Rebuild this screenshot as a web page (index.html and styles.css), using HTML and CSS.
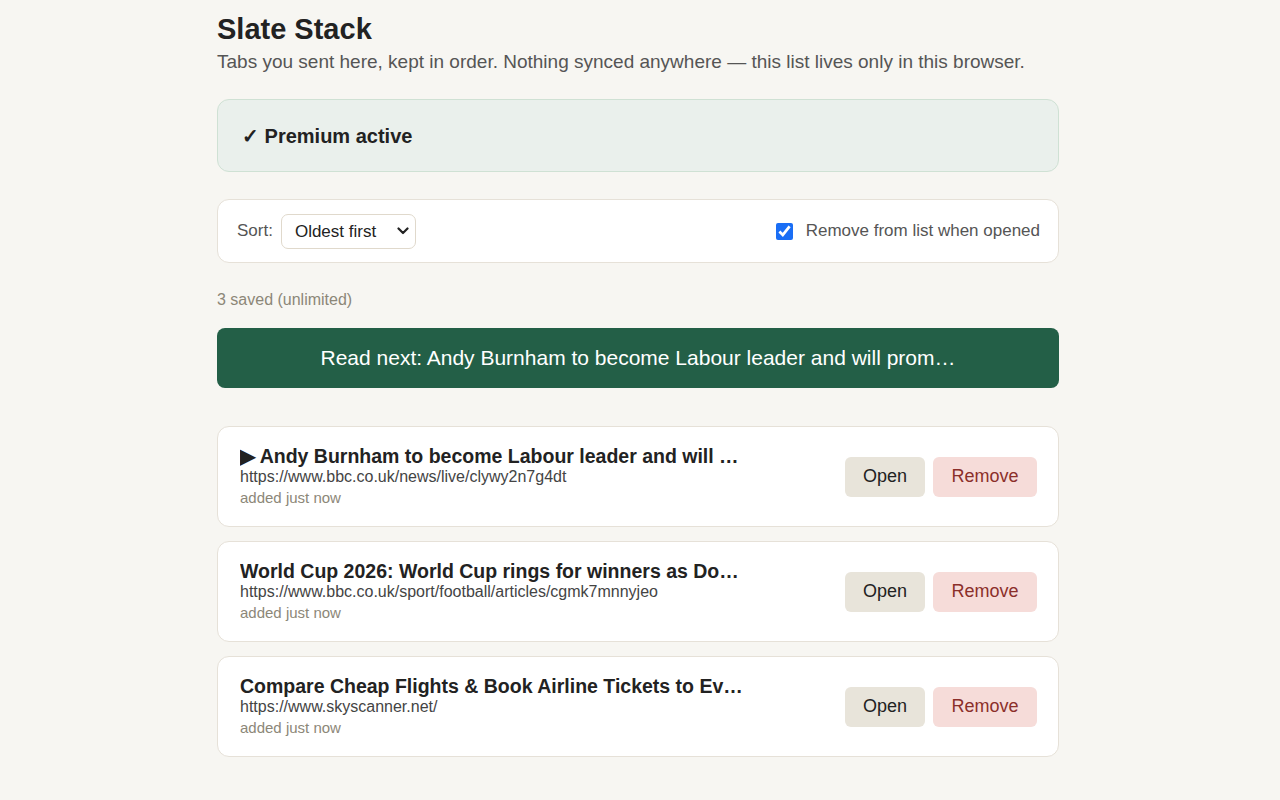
FILE: index.html
```html
<!DOCTYPE html>
<html>
<head>
    <title>Slate Stack</title>
    <link rel="stylesheet" href="styles.css">
</head>
<body>
    <div id="page">
        <h1>Slate Stack</h1>
        <p class="lead">Tabs you sent here, kept in order. Nothing synced anywhere — this list lives only in this browser.</p>

        <div class="premium">✓ Premium active</div>

        <div class="controls">
            <label class="sort">
                Sort:
                <select id="sortSelect">
                    <option>Oldest first</option>
                    <option>Newest first</option>
                </select>
            </label>
            <label class="auto-remove">
                <input type="checkbox" id="removeOnOpen" checked>
                Remove from list when opened
            </label>
        </div>

        <div class="count">3 saved (unlimited)</div>

        <button id="readNext">Read next: Andy Burnham to become Labour leader and will prom…</button>

        <ul id="list">
            <li class="item">
                <div class="info">
                    <div class="title">▶ Andy Burnham to become Labour leader and will …</div>
                    <div class="url">https://www.bbc.co.uk/news/live/clywy2n7g4dt</div>
                    <div class="meta">added just now</div>
                </div>
                <div class="actions">
                    <button class="btn open">Open</button>
                    <button class="btn remove">Remove</button>
                </div>
            </li>
            <li class="item">
                <div class="info">
                    <div class="title">World Cup 2026: World Cup rings for winners as Do…</div>
                    <div class="url">https://www.bbc.co.uk/sport/football/articles/cgmk7mnnyjeo</div>
                    <div class="meta">added just now</div>
                </div>
                <div class="actions">
                    <button class="btn open">Open</button>
                    <button class="btn remove">Remove</button>
                </div>
            </li>
            <li class="item">
                <div class="info">
                    <div class="title">Compare Cheap Flights &amp; Book Airline Tickets to Ev…</div>
                    <div class="url">https://www.skyscanner.net/</div>
                    <div class="meta">added just now</div>
                </div>
                <div class="actions">
                    <button class="btn open">Open</button>
                    <button class="btn remove">Remove</button>
                </div>
            </li>
        </ul>
    </div>
</body>
</html>
```

FILE: styles.css
```css
body {
    margin: 0;
    padding: 0 4px 0 0;
    background: #f7f6f2;
    color: #222;
    font-family: "Liberation Sans", Arial, Helvetica, sans-serif;
}

#page {
    width: 842px;
    margin: 0 auto;
    padding: 12px 0 40px;
}

h1 {
    font-size: 29px;
    margin: 0;
    line-height: 34px;
    color: #222;
}

.lead {
    font-size: 19px;
    color: #555;
    margin: 5px 0 0;
    line-height: 22px;
}

.premium {
    margin-top: 26px;
    height: 71px;
    padding: 0 24px;
    display: flex;
    align-items: center;
    background: #eaf0ec;
    border: 1px solid #cfe1d4;
    border-radius: 12px;
    font-size: 20px;
    font-weight: bold;
}

.controls {
    margin-top: 27px;
    height: 62px;
    padding: 0 18px 0 19px;
    display: flex;
    align-items: center;
    justify-content: space-between;
    background: #fff;
    border: 1px solid #e6e1d8;
    border-radius: 12px;
    font-size: 17px;
    color: #555;
}

.sort {
    display: flex;
    align-items: center;
    gap: 8px;
}

.sort select {
    appearance: none;
    -webkit-appearance: none;
    height: 35px;
    width: 135px;
    padding: 0 12px 0 13px;
    font-family: inherit;
    font-size: 17px;
    color: #222;
    background: #fff url("data:image/svg+xml,%3Csvg xmlns='http://www.w3.org/2000/svg' width='12' height='8' viewBox='0 0 12 8'%3E%3Cpath d='M1.5 1.5l4.5 4.5 4.5-4.5' fill='none' stroke='%23222' stroke-width='2.2' stroke-linecap='round' stroke-linejoin='round'/%3E%3C/svg%3E") no-repeat right 6px center;
    border: 1px solid #e0d9cc;
    border-radius: 7px;
}

.auto-remove {
    display: flex;
    align-items: center;
    gap: 13px;
}

.auto-remove input {
    width: 17px;
    height: 17px;
    margin: 0;
    accent-color: #1a6ef5;
}

.count {
    margin-top: 28px;
    font-size: 16px;
    color: #8c8778;
}

#readNext {
    display: block;
    width: 100%;
    height: 60px;
    margin-top: 19px;
    padding: 0 20px;
    border: 0;
    border-radius: 8px;
    background: #235f47;
    color: #fff;
    font-family: inherit;
    font-size: 21px;
    white-space: nowrap;
    overflow: hidden;
    text-overflow: ellipsis;
}

#list {
    list-style: none;
    margin: 38px 0 0;
    padding: 0;
    display: flex;
    flex-direction: column;
    gap: 14px;
}

.item {
    height: 99px;
    padding: 0 21px 0 22px;
    display: flex;
    align-items: center;
    justify-content: space-between;
    background: #fff;
    border: 1px solid #e6e1d8;
    border-radius: 12px;
}

.info {
    min-width: 0;
}

.title {
    font-size: 19.5px;
    font-weight: bold;
    line-height: 22px;
    max-width: 530px;
    white-space: nowrap;
    overflow: hidden;
    text-overflow: ellipsis;
}

.url {
    font-size: 16px;
    color: #444;
    line-height: 20px;
}

.meta {
    font-size: 15px;
    color: #8c8778;
    line-height: 22px;
}

.actions {
    display: flex;
    gap: 8px;
}

.btn {
    height: 40px;
    border: 0;
    border-radius: 6px;
    font-family: inherit;
    font-size: 18px;
}

.btn.open {
    width: 80px;
    background: #e8e4da;
    color: #222;
}

.btn.remove {
    width: 104px;
    background: #f6dcd9;
    color: #8b2f2a;
}
```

=====

→ Work required: Every line of the data should be copied as it stands, without the images.

→ Exercise output:
Rebuild this screenshot as a web page (index.html and styles.css), using HTML and CSS.
FILE: index.html
```html
<!DOCTYPE html>
<html>
<head>
    <title>Slate Stack</title>
    <link rel="stylesheet" href="styles.css">
</head>
<body>
    <div id="page">
        <h1>Slate Stack</h1>
        <p class="lead">Tabs you sent here, kept in order. Nothing synced anywhere — this list lives only in this browser.</p>

        <div class="premium">✓ Premium active</div>

        <div class="controls">
            <label class="sort">
                Sort:
                <select id="sortSelect">
                    <option>Oldest first</option>
                    <option>Newest first</option>
                </select>
            </label>
            <label class="auto-remove">
                <input type="checkbox" id="removeOnOpen" checked>
                Remove from list when opened
            </label>
        </div>

        <div class="count">3 saved (unlimited)</div>

        <button id="readNext">Read next: Andy Burnham to become Labour leader and will prom…</button>

        <ul id="list">
            <li class="item">
                <div class="info">
                    <div class="title">▶ Andy Burnham to become Labour leader and will …</div>
                    <div class="url">https://www.bbc.co.uk/news/live/clywy2n7g4dt</div>
                    <div class="meta">added just now</div>
                </div>
                <div class="actions">
                    <button class="btn open">Open</button>
                    <button class="btn remove">Remove</button>
                </div>
            </li>
            <li class="item">
                <div class="info">
                    <div class="title">World Cup 2026: World Cup rings for winners as Do…</div>
                    <div class="url">https://www.bbc.co.uk/sport/football/articles/cgmk7mnnyjeo</div>
                    <div class="meta">added just now</div>
                </div>
                <div class="actions">
                    <button class="btn open">Open</button>
                    <button class="btn remove">Remove</button>
                </div>
            </li>
            <li class="item">
                <div class="info">
                    <div class="title">Compare Cheap Flights &amp; Book Airline Tickets to Ev…</div>
                    <div class="url">https://www.skyscanner.net/</div>
                    <div class="meta">added just now</div>
                </div>
                <div class="actions">
                    <button class="btn open">Open</button>
                    <button class="btn remove">Remove</button>
                </div>
            </li>
        </ul>
    </div>
</body>
</html>
```

FILE: styles.css
```css
body {
    margin: 0;
    padding: 0 4px 0 0;
    background: #f7f6f2;
    color: #222;
    font-family: "Liberation Sans", Arial, Helvetica, sans-serif;
}

#page {
    width: 842px;
    margin: 0 auto;
    padding: 12px 0 40px;
}

h1 {
    font-size: 29px;
    margin: 0;
    line-height: 34px;
    color: #222;
}

.lead {
    font-size: 19px;
    color: #555;
    margin: 5px 0 0;
    line-height: 22px;
}

.premium {
    margin-top: 26px;
    height: 71px;
    padding: 0 24px;
    display: flex;
    align-items: center;
    background: #eaf0ec;
    border: 1px solid #cfe1d4;
    border-radius: 12px;
    font-size: 20px;
    font-weight: bold;
}

.controls {
    margin-top: 27px;
    height: 62px;
    padding: 0 18px 0 19px;
    display: flex;
    align-items: center;
    justify-content: space-between;
    background: #fff;
    border: 1px solid #e6e1d8;
    border-radius: 12px;
    font-size: 17px;
    color: #555;
}

.sort {
    display: flex;
    align-items: center;
    gap: 8px;
}

.sort select {
    appearance: none;
    -webkit-appearance: none;
    height: 35px;
    width: 135px;
    padding: 0 12px 0 13px;
    font-family: inherit;
    font-size: 17px;
    color: #222;
    background: #fff url("data:image/svg+xml,%3Csvg xmlns='http://www.w3.org/2000/svg' width='12' height='8' viewBox='0 0 12 8'%3E%3Cpath d='M1.5 1.5l4.5 4.5 4.5-4.5' fill='none' stroke='%23222' stroke-width='2.2' stroke-linecap='round' stroke-linejoin='round'/%3E%3C/svg%3E") no-repeat right 6px center;
    border: 1px solid #e0d9cc;
    border-radius: 7px;
}

.auto-remove {
    display: flex;
    align-items: center;
    gap: 13px;
}

.auto-remove input {
    width: 17px;
    height: 17px;
    margin: 0;
    accent-color: #1a6ef5;
}

.count {
    margin-top: 28px;
    font-size: 16px;
    color: #8c8778;
}

#readNext {
    display: block;
    width: 100%;
    height: 60px;
    margin-top: 19px;
    padding: 0 20px;
    border: 0;
    border-radius: 8px;
    background: #235f47;
    color: #fff;
    font-family: inherit;
    font-size: 21px;
    white-space: nowrap;
    overflow: hidden;
    text-overflow: ellipsis;
}

#list {
    list-style: none;
    margin: 38px 0 0;
    padding: 0;
    display: flex;
    flex-direction: column;
    gap: 14px;
}

.item {
    height: 99px;
    padding: 0 21px 0 22px;
    display: flex;
    align-items: center;
    justify-content: space-between;
    background: #fff;
    border: 1px solid #e6e1d8;
    border-radius: 12px;
}

.info {
    min-width: 0;
}

.title {
    font-size: 19.5px;
    font-weight: bold;
    line-height: 22px;
    max-width: 530px;
    white-space: nowrap;
    overflow: hidden;
    text-overflow: ellipsis;
}

.url {
    font-size: 16px;
    color: #444;
    line-height: 20px;
}

.meta {
    font-size: 15px;
    color: #8c8778;
    line-height: 22px;
}

.actions {
    display: flex;
    gap: 8px;
}

.btn {
    height: 40px;
    border: 0;
    border-radius: 6px;
    font-family: inherit;
    font-size: 18px;
}

.btn.open {
    width: 80px;
    background: #e8e4da;
    color: #222;
}

.btn.remove {
    width: 104px;
    background: #f6dcd9;
    color: #8b2f2a;
}
```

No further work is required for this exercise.